Mid market companies typically take a fairly straightforward approach to revenue forecasting

  • For the short term, a combination of recurring and repeat revenues, plus some form of probability weighted pipeline.  For most companies this covers the remainder of financial year and possibly a few months into the next.  But its longer for companies with more extended sales cycles
  • Then for more sophisticated companies, use of a bunch of internal drivers of revenue to work up growth in the outer years.  Drivers are usually one or more of number of sales people, marketing spend, new product releases or product mix changes, and an additional effect of new territories or other new markets
  • For less sophisticated companies, mid and long term projections are based on a combination of past growth and management intuition about achievable targets for each product group or market

Investors, and management in its internal downside case, then dial this down.  They do this using some form of conservative or very conservative reasoning, depending on the situation they want to get comfortable about in their revenue forecasting.
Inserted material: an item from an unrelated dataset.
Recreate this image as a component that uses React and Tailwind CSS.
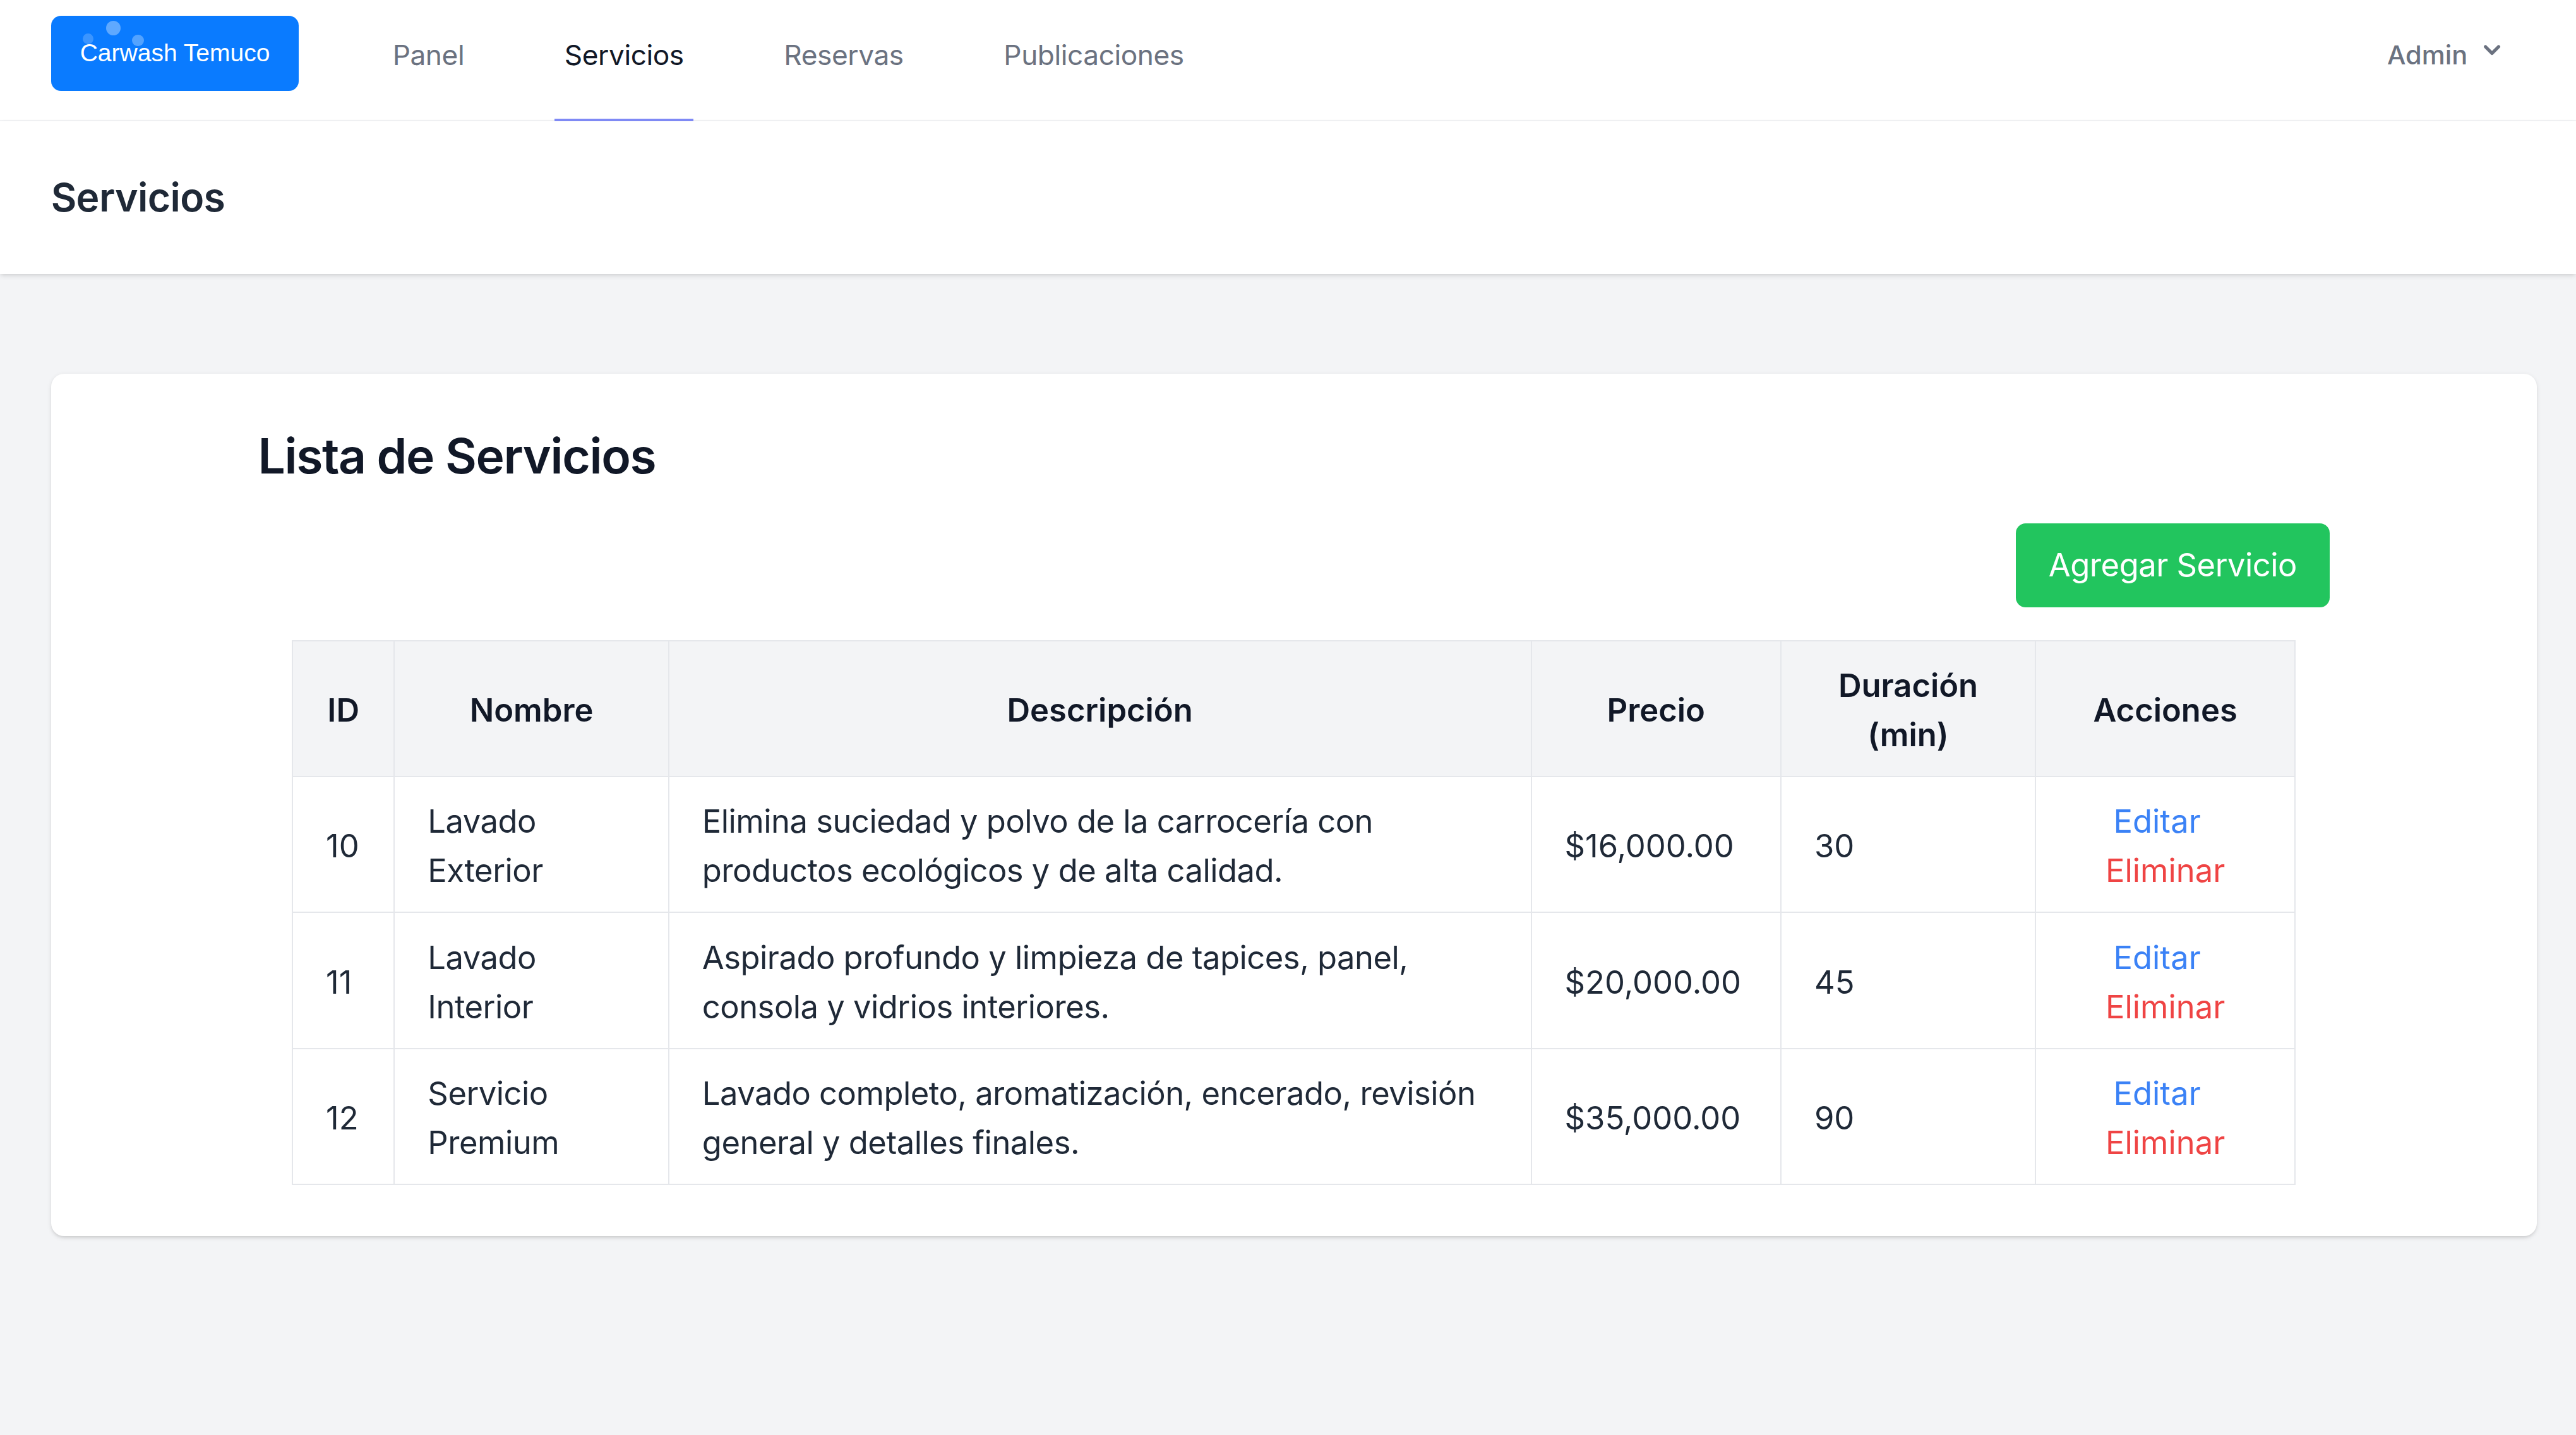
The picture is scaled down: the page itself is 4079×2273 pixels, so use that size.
import React from "react";

const rows = [
  {
    id: 10,
    name: "Lavado Exterior",
    desc: "Elimina suciedad y polvo de la carrocería con productos ecológicos y de alta calidad.",
    price: "$16,000.00",
    dur: 30,
  },
  {
    id: 11,
    name: "Lavado Interior",
    desc: "Aspirado profundo y limpieza de tapices, panel, consola y vidrios interiores.",
    price: "$20,000.00",
    dur: 45,
  },
  {
    id: 12,
    name: "Servicio Premium",
    desc: "Lavado completo, aromatización, encerado, revisión general y detalles finales.",
    price: "$35,000.00",
    dur: 90,
  },
];

function Logo() {
  return (
    <div className="relative flex h-[46px] w-[151px] items-center justify-center rounded-md bg-[#0a7bff]">
      <span className="absolute left-[33.5px] top-[3px] h-[9px] w-[9px] rounded-full bg-white/35" />
      <span className="absolute left-[19.5px] top-[11px] h-[6.5px] w-[6.5px] rounded-full bg-white/20" />
      <span className="absolute left-[49.5px] top-[11.5px] h-[7px] w-[7px] rounded-full bg-white/30" />
      <span className="relative font-['Liberation_Sans',Arial,sans-serif] text-[15px] text-white">
        Carwash Temuco
      </span>
    </div>
  );
}

function NavLink({ children, active }) {
  return (
    <a
      href="#"
      className={
        "inline-flex h-[74px] items-center border-b-2 px-[6px] pb-[5px] text-[17px] tracking-[-0.01em] " +
        (active
          ? "border-[#818cf8] text-[#111827]"
          : "border-transparent text-[#6b7280]")
      }
    >
      {children}
    </a>
  );
}

const cell = "border border-[#e5e7eb] px-5 pt-[12px] pb-[10px]";

export default function App() {
  return (
    <div className="w-[1568px] [zoom:2.6014] font-['Inter',sans-serif]">
      <div className="flex min-h-[874px] flex-col bg-[#f3f4f6]">
        <nav className="border-b border-[#f3f4f6] bg-white">
          <div className="flex h-[73px] justify-between pl-[31px] pr-[41px]">
            <div className="flex">
              <div className="flex items-center pb-[8px]">
                <Logo />
              </div>
              <div className="ml-[51px] flex gap-[49px]">
                <NavLink>Panel</NavLink>
                <NavLink active>Servicios</NavLink>
                <NavLink>Reservas</NavLink>
                <NavLink>Publicaciones</NavLink>
              </div>
            </div>
            <div className="flex items-center pb-[6px]">
              <button className="flex items-center text-[16px] font-medium text-[#6b7280]">
                <span>Admin</span>
                <svg
                  viewBox="0 0 20 20"
                  fill="currentColor"
                  className="ml-[5px] h-5 w-5 -translate-y-[3px]"
                >
                  <path
                    fillRule="evenodd"
                    d="M5.293 7.293a1 1 0 011.414 0L10 10.586l3.293-3.293a1 1 0 111.414 1.414l-4 4a1 1 0 01-1.414 0l-4-4a1 1 0 010-1.414z"
                    clipRule="evenodd"
                  />
                </svg>
              </button>
            </div>
          </div>
        </nav>

        <header className="relative bg-white shadow">
          <div className="flex h-[93px] items-center pl-[31px]">
            <h2 className="text-[24px] font-semibold leading-8 tracking-[-0.01em] text-[#1f2937]">
              Servicios
            </h2>
          </div>
        </header>

        <main className="flex-1 pt-[61px] pb-12">
          <div className="ml-[31px] mr-[24px] rounded-lg bg-white px-8 pt-8 pb-[31px] shadow-sm">
            <div className="mx-auto max-w-[1261px]">
              <h1 className="mb-[23px] text-[29.5px] font-semibold leading-9 tracking-[-0.018em] text-[#111827]">
                Lista de Servicios
              </h1>
              <div className="mb-5 flex justify-end">
                <button className="flex h-[51px] w-[191px] items-center justify-center rounded-md bg-[#22c55e] text-[19.5px] tracking-[-0.01em] text-white">
                  Agregar Servicio
                </button>
              </div>
              <table className="mx-auto w-[1219px] table-fixed border-collapse border border-[#e5e7eb] text-[19.5px] leading-[30px] text-[#1f2937]">
                <colgroup>
                  <col className="w-[62px]" />
                  <col className="w-[167px]" />
                  <col className="w-[525px]" />
                  <col className="w-[152px]" />
                  <col className="w-[155px]" />
                  <col className="w-[158px]" />
                </colgroup>
                <thead className="bg-[#f3f4f6]">
                  <tr>
                    {["ID", "Nombre", "Descripción", "Precio", "Duración (min)", "Acciones"].map(
                      (h) => (
                        <th
                          key={h}
                          className={cell + " text-center font-semibold text-[#111827]"}
                        >
                          {h}
                        </th>
                      )
                    )}
                  </tr>
                </thead>
                <tbody>
                  {rows.map((r) => (
                    <tr key={r.id}>
                      <td className={cell}>{r.id}</td>
                      <td className={cell + " tracking-[-0.01em]"}>{r.name}</td>
                      <td className={cell + " tracking-[-0.01em]"}>{r.desc}</td>
                      <td className={cell}>{r.price}</td>
                      <td className={cell}>{r.dur}</td>
                      <td className={cell + " text-center"}>
                        <a href="#" className="mr-2.5 text-[#3b82f6]">
                          Editar
                        </a>{" "}
                        <button className="text-[#ef4444]">Eliminar</button>
                      </td>
                    </tr>
                  ))}
                </tbody>
              </table>
            </div>
          </div>
        </main>
      </div>
    </div>
  );
}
Problems with the Typical Approach

This approach has the very important benefit of simplicity.  And investors and management teams have well developed experience of how much to dial down revenue targets for their conservative cases.  But it has two very big drawbacks:

  • It still leads to targets that are too high.  In a survey of CDD providers we performed, 80% of their portfolio companies were behind target revenues by year 2.  Human beings perform best when their targets are a mild stretch that they hit 80% of the time if they work hard, not the other way around
  • It doesn’t give management or investors confidence in what really are the essential drivers of revenue growth, so they don’t know what big things to focus on.  They also don’t have any early warnings and plan of action when things start going less well

A Simple Analytical Approach to Revenue Forecasting

Mid market companies are becoming more data rich.  But most don’t have the data to use the more sophisticated and insightful approaches to analyse drivers and support forecasting.

Given these data constraints, a simpler approach to making or testing forecasts is usually best:

  1. Understand actual revenue drivers and use historical values for them.   Typically one or two factors drive revenues more than everything else put together.  These can range from numbers of salespeople and marketing spend to new product releases and added services.  There’s usually history on these factors to work things out.  Some machine learning tools such as Lasso are actually quite good at identifying the big ones and their effects.  But simpler correlations work just fine.  This analysis of history helps us be realistic when we add those 10 new sales people and don’t expect them all to still be around and match the experienced staff who took 2 years to build their capability

Understanding revenue drivers and using them to forecast

Please resist the temptation here to do a complex multivariate regression including every important driver you can think of.  This has the big drawback of something called over fitting and results in garbage projections when using those drivers.

2. Do an outside in check using market growth and trends.  If our revenue projections imply massive share gain, then we need to take a reality check and dial our forecasts down to market growth rates, unless there’s a very good reason such as a history of massive share gain or a real change in what we’re doing that we honestly believe will pay off 

Checking if revenue growth implies share gain

3. Compare with our historical growth.  Despite big historical ups and downs by product, aggregate historical revenue growth does seem to be a decent guide to future growth for a range of reasons.  The key thing to get right is what we mean by historical growth.  Projecting forward at historical growth percentages leads to hockey sticks in the outer years, using average historical quantum growth leads to conservative projections.  Our rule of thumb is that, unless the business has changed radically, projections need to be inside the envelope of these two rates and nearer the quantum.

Projecting in the band between quantum and percentage historical growth

The Benefit of This Approach, and the Real Benefit

The first benefit of this type of revenue analysis is greater confidence in projections, which you can use as a proper target, replacing previous targets that had a big chunk of hope value.  But the real benefit is understanding the handful of big drivers of that revenue so you can act ahead of time when life happens and takes things off track.